5.3 Procedure for calculating capacitance from Office of Academic Technologies on Vimeo.
5.03 Procedure for calculating capacitance
In order to calculate the capacitance of a capacitor, we will follow a certain procedure. Let’s say calculating the capacitance. As a first step, we will assume that our capacitor is charged to a certain value. In other words, we take our capacitor, which consists of two parallel conducting plates separated by an insulating medium, and we connect them to terminals of the power supply, let’s say, to a battery such that its positive terminal is here and the negative terminal is here. In doing so, we store some certain amount of charge to the capacitor so we end up with some certain amount of positive charge stored on the upper plate and a negative amount of charge stored on the lower plate.
The first step is we will assume that a charge q is on the plates. The second step, we will calculate the electric field between the plates in terms of the charge stored on the capacitor by using Gauss’s law. As you recall, it was expressed as the closed surface integral of E dot dA over some hypothetical Gaussian surface that we choose is equal to net charge enclosed in the volume surrounded by this closed surface s divided by Epsilon zero.
Once we obtain the electric field between the plates, as our third step, we will calculate the potential difference between the plates directly from the definition of potential difference that we obtained earlier, which was V sub f minus V sub i was equal to minus path integral of E dot dl from an initial point i to a final point f.
In this case, let’s draw back our plates one more time that they’re charged to some certain q value. From step two, we will know the electric field between the plates by applying Gauss’s law. If the upper plate is charge positively and the lower plate is charged negatively, to some plus q and minus q charges, respectively, and the electric field is therefore filling the region originating from positive plate and entering into the negative plate.
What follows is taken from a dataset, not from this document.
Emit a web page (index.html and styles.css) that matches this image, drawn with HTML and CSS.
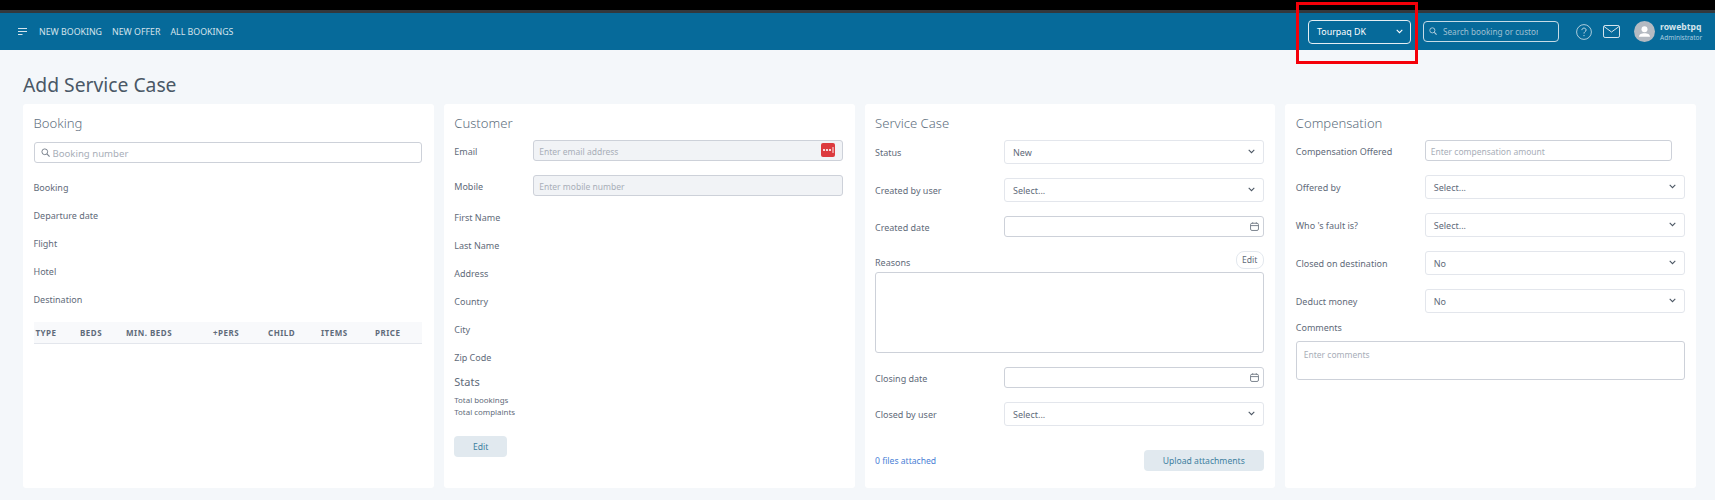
FILE: index.html
```html
<!DOCTYPE html>
<html>
<head>
  <meta name="viewport" content="width=device-width, initial-scale=1.0">
  <title>Add Service Case</title>
  <link rel="stylesheet" href="styles.css">
</head>
<body>
  <svg class="defs" width="0" height="0">
    <symbol id="chevron" viewBox="0 0 10 7"><path d="M1 1.2l4 4 4-4" fill="none" stroke="currentColor" stroke-width="1.5"/></symbol>
    <symbol id="calendar" viewBox="0 0 10 10"><rect x=".6" y="1.4" width="8.8" height="8" rx="1.6" fill="none" stroke="currentColor"/><path d="M.8 4h8.4M3 .3v1.6M7 .3v1.6" fill="none" stroke="currentColor"/></symbol>
    <symbol id="search" viewBox="0 0 10 10"><circle cx="4.2" cy="4.2" r="3.2" fill="none" stroke="currentColor" stroke-width="1.1"/><path d="M6.6 6.6l2.9 2.9" fill="none" stroke="currentColor" stroke-width="1.3"/></symbol>
  </svg>

  <div class="topline"></div>
  <nav class="navbar">
    <svg class="menu-icon" viewBox="0 0 9 8"><path d="M0 .5h9M0 3.5h9M0 6.5h4.5" fill="none" stroke="currentColor" stroke-width="1"/></svg>
    <a class="nav-link">NEW BOOKING</a>
    <a class="nav-link">NEW OFFER</a>
    <a class="nav-link">ALL BOOKINGS</a>
    <div class="nav-right">
      <div class="agency-select">
        <span>Tourpaq DK</span>
        <svg class="agency-chevron"><use href="#chevron"/></svg>
      </div>
      <div class="nav-search">
        <svg class="nav-search-icon"><use href="#search"/></svg>
        <input type="text" placeholder="Search booking or customer">
      </div>
      <svg class="help-icon" viewBox="0 0 16 16"><circle cx="8" cy="8" r="7.4" fill="none" stroke="currentColor" stroke-width=".8"/><path d="M5.9 6.1c0-1.3 1-2 2.1-2s2.1.8 2.1 1.9c0 1.6-2.1 1.7-2.1 3.5" fill="none" stroke="currentColor" stroke-width=".9"/><circle cx="8" cy="11.6" r=".6" fill="currentColor"/></svg>
      <svg class="mail-icon" viewBox="0 0 17 13"><rect x=".5" y=".5" width="16" height="12" rx="1.6" fill="none" stroke="currentColor"/><path d="M1 1.5l7.5 5.5 7.5-5.5" fill="none" stroke="currentColor"/></svg>
      <svg class="avatar" viewBox="0 0 21 21"><circle cx="10.5" cy="10.5" r="10.5" fill="#b4bac2"/><circle cx="10.5" cy="8.2" r="3" fill="#fff"/><path d="M5 15.8c0-2.6 2.5-3.6 5.500-3.6s5.500 1 5.500 3.6z" fill="#fff"/></svg>
      <div class="user">
        <div class="user-name">rowebtpq</div>
        <div class="user-role">Administrator</div>
      </div>
    </div>
  </nav>
  <div class="highlight"></div>

  <h1 class="page-title">Add Service Case</h1>

  <div class="cards">
    <div class="card">
      <h2 class="card-title">Booking</h2>
      <div class="booking-search">
        <svg class="booking-search-icon"><use href="#search"/></svg>
        <input class="control" type="text" placeholder="Booking number">
      </div>
      <div class="plain-row">Booking</div>
      <div class="plain-row">Departure date</div>
      <div class="plain-row">Flight</div>
      <div class="plain-row">Hotel</div>
      <div class="plain-row">Destination</div>
      <div class="rooms-head">
        <span>TYPE</span>
        <span>BEDS</span>
        <span>MIN. BEDS</span>
        <span>+PERS</span>
        <span>CHILD</span>
        <span>ITEMS</span>
        <span>PRICE</span>
      </div>
    </div>

    <div class="card">
      <h2 class="card-title">Customer</h2>
      <div class="field customer-field input-field">
        <label>Email</label>
        <div class="control-wrap">
          <input class="control disabled" type="text" placeholder="Enter email address" disabled>
          <svg class="lastpass" viewBox="0 0 14 14"><rect width="14" height="14" rx="2" fill="#dc3a3e"/><circle cx="3" cy="7" r="1.1" fill="#fff"/><circle cx="6" cy="7" r="1.1" fill="#fff"/><circle cx="9" cy="7" r="1.1" fill="#fff"/><path d="M12 4v6" stroke="#fff" stroke-width=".9"/></svg>
        </div>
      </div>
      <div class="field customer-field input-field">
        <label>Mobile</label>
        <div class="control-wrap">
          <input class="control disabled" type="text" placeholder="Enter mobile number" disabled>
        </div>
      </div>
      <div class="customer-info">
        <div class="plain-row">First Name</div>
        <div class="plain-row">Last Name</div>
        <div class="plain-row">Address</div>
        <div class="plain-row">Country</div>
        <div class="plain-row">City</div>
        <div class="plain-row">Zip Code</div>
      </div>
      <h3 class="stats-title">Stats</h3>
      <div class="stats-row">Total bookings</div>
      <div class="stats-row">Total complaints</div>
      <button class="btn btn-edit">Edit</button>
    </div>

    <div class="card">
      <h2 class="card-title">Service Case</h2>
      <div class="field service-field">
        <label>Status</label>
        <div class="control-wrap select">New<svg class="chevron"><use href="#chevron"/></svg></div>
      </div>
      <div class="field service-field">
        <label>Created by user</label>
        <div class="control-wrap select">Select...<svg class="chevron"><use href="#chevron"/></svg></div>
      </div>
      <div class="field service-field input-field">
        <label>Created date</label>
        <div class="control-wrap">
          <input class="control" type="text">
          <svg class="cal"><use href="#calendar"/></svg>
        </div>
      </div>
      <div class="reasons-head">
        <label>Reasons</label>
        <button class="btn-small">Edit</button>
      </div>
      <textarea class="control reasons"></textarea>
      <div class="field service-field input-field">
        <label>Closing date</label>
        <div class="control-wrap">
          <input class="control" type="text">
          <svg class="cal"><use href="#calendar"/></svg>
        </div>
      </div>
      <div class="field service-field">
        <label>Closed by user</label>
        <div class="control-wrap select">Select...<svg class="chevron"><use href="#chevron"/></svg></div>
      </div>
      <div class="attach-row">
        <a class="files-link">0 files attached</a>
        <button class="btn btn-upload">Upload attachments</button>
      </div>
    </div>

    <div class="card">
      <h2 class="card-title">Compensation</h2>
      <div class="field service-field input-field">
        <label>Compensation Offered</label>
        <div class="control-wrap amount">
          <input class="control" type="text" placeholder="Enter compensation amount">
        </div>
      </div>
      <div class="field service-field">
        <label>Offered by</label>
        <div class="control-wrap select">Select...<svg class="chevron"><use href="#chevron"/></svg></div>
      </div>
      <div class="field service-field">
        <label>Who 's fault is?</label>
        <div class="control-wrap select">Select...<svg class="chevron"><use href="#chevron"/></svg></div>
      </div>
      <div class="field service-field">
        <label>Closed on destination</label>
        <div class="control-wrap select">No<svg class="chevron"><use href="#chevron"/></svg></div>
      </div>
      <div class="field service-field">
        <label>Deduct money</label>
        <div class="control-wrap select">No<svg class="chevron"><use href="#chevron"/></svg></div>
      </div>
      <label class="comments-label">Comments</label>
      <textarea class="control comments" placeholder="Enter comments"></textarea>
    </div>
  </div>
</body>
</html>
```

FILE: styles.css
```css
* {
  box-sizing: border-box;
}

body {
  margin: 0;
  height: 500px;
  overflow: hidden;
  background-color: #f4f7fa;
  font-family: "Noto Sans", Arial, sans-serif;
  font-size: 9px;
  color: #5f6b7a;
}

.defs {
  position: absolute;
}

.topline {
  height: 13px;
  background-color: #000;
  border-bottom: 3px solid #33383d;
}

.navbar {
  display: flex;
  align-items: center;
  height: 37px;
  padding: 0 11px 0 18px;
  background-color: #066a9a;
  color: #d5e4ec;
}

.menu-icon {
  width: 9px;
  height: 8px;
  margin-right: 12px;
}

.nav-link {
  margin-right: 10px;
  font-size: 8.8px;
}

.nav-right {
  display: flex;
  align-items: center;
  margin-left: auto;
}

.agency-select {
  display: flex;
  align-items: center;
  justify-content: space-between;
  width: 103px;
  height: 24px;
  padding: 0 7px 0 8px;
  border: 1px solid #e4eef3;
  border-radius: 4px;
  font-size: 8.9px;
  color: #fff;
}

.agency-chevron {
  width: 7px;
  height: 5px;
}

.nav-search {
  position: relative;
  width: 136px;
  height: 21px;
  margin-left: 12px;
}

.nav-search input {
  width: 100%;
  height: 100%;
  padding: 0 20px 0 19px;
  border: 1px solid #c6dbe6;
  border-radius: 4px;
  background: transparent;
  font-family: inherit;
  font-size: 8.2px;
}

.nav-search input::placeholder {
  color: #9fc0d2;
}

.nav-search-icon {
  position: absolute;
  left: 6px;
  top: 6px;
  width: 8px;
  height: 8px;
  color: #b9d2df;
}

.help-icon {
  width: 16px;
  height: 16px;
  margin-left: 17px;
}

.mail-icon {
  width: 17px;
  height: 13px;
  margin-left: 11px;
}

.avatar {
  width: 21px;
  height: 21px;
  margin-left: 14px;
}

.user {
  width: 44px;
  margin-left: 5px;
}

.user-name {
  font-size: 8.6px;
  font-weight: 700;
  line-height: 12px;
}

.user-role {
  font-size: 6.5px;
  line-height: 9px;
  color: #a9cde0;
}

.highlight {
  position: absolute;
  left: 1296px;
  top: 2px;
  width: 122px;
  height: 62px;
  border: 3px solid #f40009;
}

.page-title {
  height: 54px;
  margin: 0;
  padding: 22px 0 0 23px;
  font-size: 19.3px;
  line-height: 26px;
  font-weight: 400;
  color: #4a5866;
}

.cards {
  display: grid;
  grid-template-columns: repeat(4, 1fr);
  gap: 10px;
  padding: 0 19px 0 23px;
}

.card {
  height: 384px;
  padding: 10px 11.5px 10px 10.5px;
  background-color: #fff;
  border-radius: 3px;
}

.card-title {
  margin: 0 0 8px;
  font-size: 13.1px;
  line-height: 18px;
  font-weight: 300;
  color: #5f7080;
}

.control {
  display: block;
  width: 100%;
  height: 21px;
  padding: 2px 5px 0;
  border: 1px solid #cdd1d9;
  border-radius: 3px;
  background-color: #fff;
  font-family: inherit;
  font-size: 8.5px;
  color: #5f6b7a;
}

.control::placeholder {
  color: #a8aeb8;
  opacity: 1;
}

.control.disabled {
  background-color: #f1f3f6;
}

.booking-search {
  position: relative;
  margin: 10px 0 11px;
}

.booking-search .control {
  padding-left: 18px;
  font-size: 9.6px;
}

.booking-search-icon {
  position: absolute;
  left: 7px;
  top: 6px;
  width: 9px;
  height: 9px;
  color: #7c8590;
}

.plain-row {
  height: 28px;
  line-height: 28px;
}

.rooms-head {
  display: grid;
  grid-template-columns: 44.5px 46px 87px 55px 53px 54px 1fr;
  align-items: center;
  height: 22px;
  margin-top: 8px;
  padding-left: 2px;
  background-color: #f8f9fb;
  border-bottom: 1px solid #e3e6ec;
  font-size: 8px;
  font-weight: 700;
  letter-spacing: .5px;
}

.field {
  display: flex;
  align-items: center;
}

.field label {
  flex-shrink: 0;
}

.input-field label {
  padding-top: 2px;
}

.control-wrap {
  position: relative;
  flex: 1;
}

.customer-field {
  margin-bottom: 14px;
}

.customer-field label {
  width: 79px;
}

.customer-info {
  margin-top: -6px;
}

.stats-title {
  margin: 2px 0 4px;
  font-size: 11px;
  line-height: 16px;
  font-weight: 400;
}

.stats-row {
  font-size: 7.9px;
  line-height: 12px;
}

.lastpass {
  position: absolute;
  right: 8px;
  top: 3px;
  width: 14px;
  height: 14px;
}

.btn {
  border: 0;
  border-radius: 4px;
  background-color: #e1e9ef;
  font-family: inherit;
  font-size: 8.6px;
  color: #3e7f9f;
}

.btn-edit {
  display: block;
  width: 53px;
  height: 21px;
  margin-top: 18px;
}

.service-field {
  margin-bottom: 14px;
}

.service-field label {
  width: 129px;
}

.select {
  display: flex;
  align-items: center;
  height: 24px;
  padding: 0 8px;
  border: 1px solid #e3e6ec;
  border-radius: 3px;
  background-color: #fff;
}

.chevron {
  position: absolute;
  right: 8px;
  top: 8px;
  width: 7px;
  height: 5px;
  color: #4b5663;
}

.cal {
  position: absolute;
  right: 5px;
  top: 6px;
  width: 9px;
  height: 9px;
  color: #6f7884;
}

.amount {
  padding-right: 13px;
}

.reasons-head {
  display: flex;
  align-items: flex-start;
  justify-content: space-between;
  height: 21px;
}

.reasons-head label {
  margin-top: 5px;
  line-height: 14px;
}

.btn-small {
  width: 28px;
  height: 18px;
  padding: 0;
  border: 1px solid #e3e8ee;
  border-radius: 8px;
  background-color: #fff;
  font-family: inherit;
  font-size: 8.6px;
  color: #5f6b7a;
}

.reasons {
  height: 81px;
  margin-bottom: 14px;
  resize: none;
}

.attach-row {
  display: flex;
  align-items: center;
  justify-content: space-between;
  margin-top: 24px;
}

.files-link {
  font-size: 8.6px;
  color: #4a7fd6;
}

.btn-upload {
  width: 120px;
  height: 21px;
}

.comments-label {
  display: block;
  margin-top: -6px;
  line-height: 14px;
}

.comments {
  height: 39px;
  margin-top: 6px;
  padding: 7px 7px;
  resize: none;
}
```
Let’s say we are going to do this integral along a straight line of path. That is the easiest path pointing from positive to negative plate, and therefore the dl is an incremental displacement vector along this path. And let’s call the potential associated with the positive plate as V plus and the potential associated with the negative plate as V minus. Therefore along this path, the potential difference between these two plates, our final potential will be V minus and the initial potential will be V plus, and we’re going to be integrating from positive to negative plate of E dot dl in order to get this potential difference.
Here, since we’re dealing with the potential difference, the origin is completely irrelevant. We can define the potential associated with the negatively charged plate as zero and call the potential associated with the positively charged plate as V. So in terms of this new notation system, we can say that V minus is equal to zero and V plus is equal to V. Then our equation takes the form of zero minus V is equal to minus E dot dl integrated from positive to negative plate. In this case, these negative signs will cancel on both sides, giving us an expression for the potential difference between the plates of a capacitor is equal to integral from positive to plate to negative plate of E dot dl.
Now, once we determine the electric field from step two by applying Gauss’s law, therefore we can take this integral along a path in order to get the potential difference between the plates, calculating the potential from the electric field. The last step of the procedure is basically calculating the capacitance from its definition. In other words, calculate C from its definition, which is C is equal to q over V. Knowing the charge stored on the plates, as well as the potential difference between the plates, then we are able to determine the capacitance of that specific capacitor.